*RAW DATA*:
☆ ☆ ☆

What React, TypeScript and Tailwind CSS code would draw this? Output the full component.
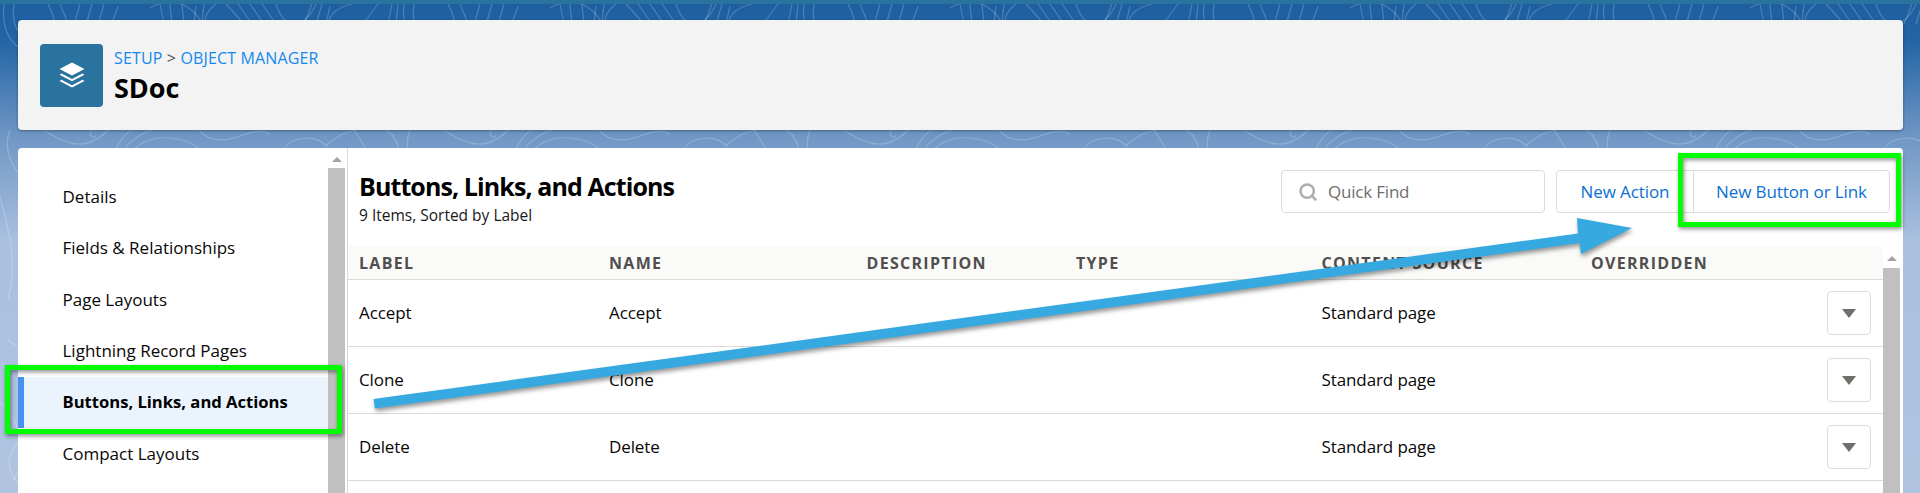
import { Search } from 'lucide-react'

const SIDE_ITEMS = ['Details', 'Fields & Relationships', 'Page Layouts', 'Lightning Record Pages', 'Buttons, Links, and Actions', 'Compact Layouts']
const COLUMNS = ['LABEL', 'NAME', 'DESCRIPTION', 'TYPE', 'CONTENT SOURCE', 'OVERRIDDEN']
const ROWS = ['Accept', 'Clone', 'Delete']
const GRID = 'grid grid-cols-[250px_257.5px_209.5px_245.5px_269.5px_1fr] pl-[11px] pr-3'

// contour lines behind the cards, one tile gets repeated over the page
const CONTOURS = [
  'M14 4C10 30 24 44 42 40S56 20 48 4',
  'M4 4C0 44 24 58 52 52S68 22 60 4',
  'M80 4L64 60M92 4L76 60M104 4L88 60M118 6L100 56',
  'M150 8C170 -4 196 0 210 40',
  'M160 4L164 24M170 4L172 24M182 4L184 24',
  'M196 6L192 40M204 4L200 40',
  'M216 4C208 10 206 14 204 24',
  'M226 4L244 24M238 4L252 24M250 4L264 24M262 4L276 24',
  'M276 4C284 30 304 30 316 4',
  'M312 4L304 24M322 4L316 24M330 6L326 24',
  'M352 4C336 8 330 14 328 24',
  'M378 4C372 12 370 16 362 24',
  'M392 4L388 24M398 4L396 24',
  'M10 130C2 150 14 180 40 186M-4 180C4 220 20 250 8 300',
  'M44 130C70 148 90 150 110 128C96 118 74 120 60 126',
  'M92 130C88 134 92 140 96 136',
  'M114 152C122 136 130 130 136 128M122 152C130 140 140 134 152 130',
  'M132 152C146 134 180 132 204 152',
  'M198 128C206 142 224 142 240 136C250 132 262 130 270 134',
  'M284 150C290 136 316 134 326 146C336 136 344 132 366 128',
  'M354 130L368 152M386 130C396 136 398 146 400 152',
  'M8 340C40 360 60 410 20 440C0 460 10 480 30 493',
  'M-2 400C20 420 30 450 14 480',
]

function Contours() {
  return (
    <svg className="absolute inset-0 h-full w-full" aria-hidden>
      <defs>
        <pattern id="topo" width="400" height="493" patternUnits="userSpaceOnUse">
          {CONTOURS.map(d => (
            <path key={d} d={d} fill="none" stroke="#fff" strokeOpacity="0.2" strokeWidth="1.2" />
          ))}
        </pattern>
      </defs>
      <rect width="100%" height="100%" fill="url(#topo)" />
    </svg>
  )
}

function StackIcon() {
  return (
    <svg viewBox="0 0 26 26" className="h-[26px] w-[26px]" fill="#fff" aria-hidden>
      <path d="M13 0.5L25.5 7L13 13.5L0.5 7Z" />
      <path d="M2.5 11.5L13 17L23.5 11.5L25.5 12.8L13 19.3L0.5 12.8Z" />
      <path d="M2.5 17.7L13 23.2L23.5 17.7L25.5 19L13 25.5L0.5 19Z" />
    </svg>
  )
}

function Scrollbar({ thumbTop, arrowTop }: { thumbTop: string; arrowTop: string }) {
  return (
    <div className="flex w-[17px] shrink-0 flex-col items-center">
      <div className={`${arrowTop} h-0 w-0 border-x-[5px] border-b-[5px] border-x-transparent border-b-[#a3a3a3]`} />
      <div className={`${thumbTop} w-full flex-1 bg-[#c0c0c0]`} />
    </div>
  )
}

export default function App() {
  return (
    <div className="relative h-[493px] overflow-hidden bg-[linear-gradient(180deg,#1c5ea0_0px,#2264a5_40px,#7298c6_140px,#a9c0de_240px,#b0c4e0_493px)] font-['Open_Sans',sans-serif] text-[#080707]">
      <Contours />

      <div className="relative h-[4px] bg-[#2a739f]" />

      <div className="relative flex flex-col pl-[18px] pr-[17px] pt-4">
        <header className="flex h-[110px] items-center gap-[11px] rounded bg-[#f3f3f3] pl-[22px] shadow-[0_1px_3px_rgba(0,0,0,0.35)]">
          <div className="flex h-[63px] w-[63px] items-center justify-center rounded bg-[#2a739f]">
            <StackIcon />
          </div>
          <div>
            <p className="text-[16px] leading-5 tracking-[0.15px]">
              <span className="text-[#1589ee]">SETUP</span>
              <span className="text-[#514f4d]"> &gt; </span>
              <span className="text-[#1589ee]">OBJECT MANAGER</span>
            </p>
            <h1 className="mt-[6px] text-[27px] leading-7 font-bold text-black">SDoc</h1>
          </div>
        </header>

        <div className="mt-[18px] flex h-[345px] rounded-t bg-white">
          <nav className="flex w-[310px] shrink-0 flex-col pt-[23px]">
            {SIDE_ITEMS.map(item =>
              item === 'Buttons, Links, and Actions' ? (
                <a key={item} className="flex h-[51.4px] items-center border-l-[6px] border-[#4a90f0] bg-[#ebf3fc] pl-[38.5px] text-[16.6px] font-bold text-black">
                  {item}
                </a>
              ) : (
                <a key={item} className="flex h-[51.4px] items-center pl-[44.5px] text-[17px]">
                  {item}
                </a>
              ),
            )}
          </nav>
          <Scrollbar arrowTop="mt-[9px]" thumbTop="mt-[6px]" />

          <main className="ml-[2px] flex min-w-0 flex-1 flex-col border-l border-[#dddbda]">
            <div className="flex h-[98px] shrink-0 items-start justify-between pl-[11px] pr-[13px]">
              <div className="pt-[22px]">
                <h2 className="text-[25px] leading-8 font-bold tracking-[-0.9px] text-black">Buttons, Links, and Actions</h2>
                <p className="mt-[3px] text-[15.5px] leading-5 text-[#181818]">9 Items, Sorted by Label</p>
              </div>
              <div className="flex gap-[11px] pt-[22px]">
                <label className="flex h-[43px] w-[264px] items-center gap-[10px] rounded border border-[#dddbda] pl-4">
                  <Search className="h-[20px] w-[20px] text-[#b0adab]" strokeWidth={3} />
                  <span className="pt-px text-[17px] tracking-[-0.2px] text-[#706e6b]">Quick Find</span>
                </label>
                <div className="flex h-[43px] overflow-hidden rounded border border-[#dddbda] text-[17px] tracking-[-0.1px] text-[#0b6fd6]">
                  <button type="button" className="w-[136px] pt-px">New Action</button>
                  <button type="button" className="w-[196px] border-l border-[#dddbda] pt-px">New Button or Link</button>
                </div>
              </div>
            </div>

            <div className="flex min-h-0 flex-1">
              <div className="min-w-0 flex-1">
                <div className={`${GRID} h-[34px] items-center border-b border-[#dddbda] bg-[#fafaf9] text-[16px] font-bold tracking-[1.3px] text-[#514f4d]`}>
                  {COLUMNS.map(col => (
                    <span key={col}>{col}</span>
                  ))}
                </div>
                {ROWS.map(row => (
                  <div key={row} className={`${GRID} h-[67px] items-center border-b border-[#dddbda] text-[17px] tracking-[-0.1px]`}>
                    <span>{row}</span>
                    <span>{row}</span>
                    <span />
                    <span />
                    <span>Standard page</span>
                    <button type="button" className="ml-auto flex h-[44px] w-[44px] items-center justify-center rounded border border-[#dddbda]">
                      <span className="h-0 w-0 border-x-[7px] border-t-[9px] border-x-transparent border-t-[#706e6b]" />
                    </button>
                  </div>
                ))}
              </div>
              <Scrollbar arrowTop="mt-[10px]" thumbTop="mt-[7px]" />
              <div className="w-[3px]" />
            </div>
          </main>
        </div>
      </div>

      {/* annotations drawn on top of the screenshot */}
      <div className="absolute left-[5px] top-[365px] h-[69px] w-[337px] border-[5px] border-[#00ff00] drop-shadow-[1px_2px_2px_rgba(0,0,0,0.45)]" />
      <div className="absolute left-[1678px] top-[153px] h-[74px] w-[223px] border-[5px] border-[#00ff00] drop-shadow-[1px_2px_2px_rgba(0,0,0,0.45)]" />
      <svg className="absolute inset-0 h-full w-full drop-shadow-[1px_3px_2px_rgba(0,0,0,0.4)]" aria-hidden>
        <polygon points="373.5,399 1578,233.5 1577,218 1632,228 1581,254 1579.5,243 375,408.5" fill="#36a9e1" />
      </svg>
    </div>
  )
}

☆ ☆ ☆

*WHAT TO WORK ON*:
Locate the word "full" in the data above. Copy every line carrying it.

*SOLUTION FOR THIS PROBLEM*:
What React, TypeScript and Tailwind CSS code would draw this? Output the full component.
    <svg className="absolute inset-0 h-full w-full" aria-hidden>
      <div className={`${thumbTop} w-full flex-1 bg-[#c0c0c0]`} />
      <svg className="absolute inset-0 h-full w-full drop-shadow-[1px_3px_2px_rgba(0,0,0,0.4)]" aria-hidden>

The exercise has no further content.